Day 3: Basecamp to Flower Ridge Trailhead
Distance: 7.5 km
Duration: 5 h 21 min
Peak: 1398 m
Ascent: 40 m
Descent: 1159 m
Our team seized the day with another early start so we could catch sunrise! The light was yellow and soft as we descended off the ridge. Buttle Lake shimmered over 1000 m below, the blue surface free of waves in the early morning. We took our time going down as we were not in a rush. It pays to be careful descending with a loaded backpack. We revisited the lookout and break spots we enjoyed on our ascent. The creek continued to flow strong with all the snowmelt feeding its clear water. We noticed an explosion of tiger lilies. On the way up to Flower Ridge, the lilies were closed during the cool morning. On the way down, the little orange flowers felt the summer heat and decided to show themselves. The old-growth forest was pleasant and cool after a day in the alpine sun.
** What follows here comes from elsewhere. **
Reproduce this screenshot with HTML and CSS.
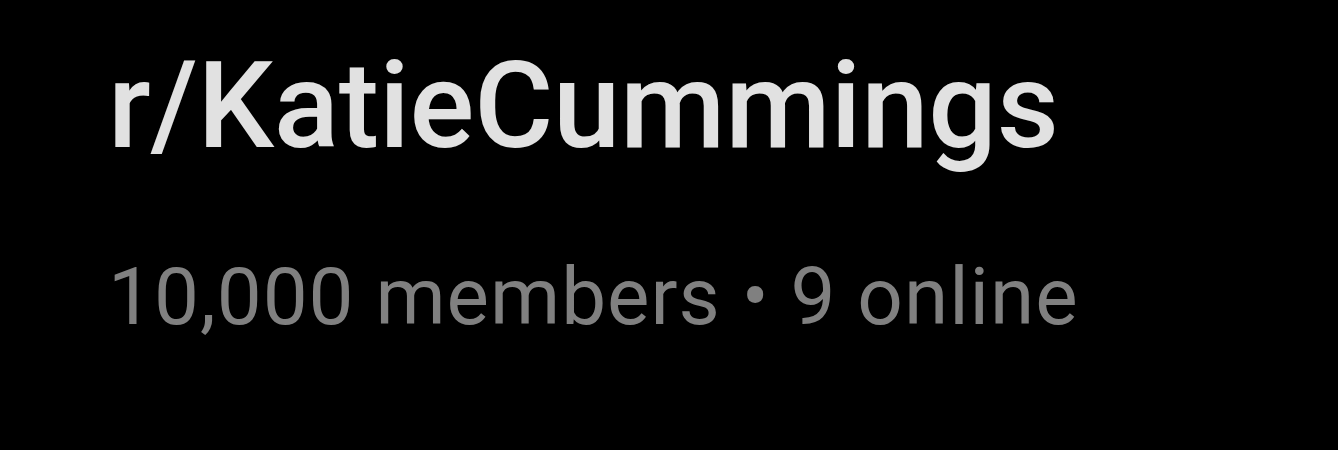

We all had a few snacks left, and so took a final break at the scenic lookout over Henshaw Falls. We arrived at the trailhead in the early afternoon, giving us all plenty of time to change into clean clothes and drive back home. Some of us found a beach at Buttle Lake and jumped in to wash off the dust. The weekend weather was both perfect and challenging. Bluebird skies meant the best views for navigation school, but also full exposure to the sun. We always embrace environmental challenges because they allow us to practice skills that make us stronger for the next trip.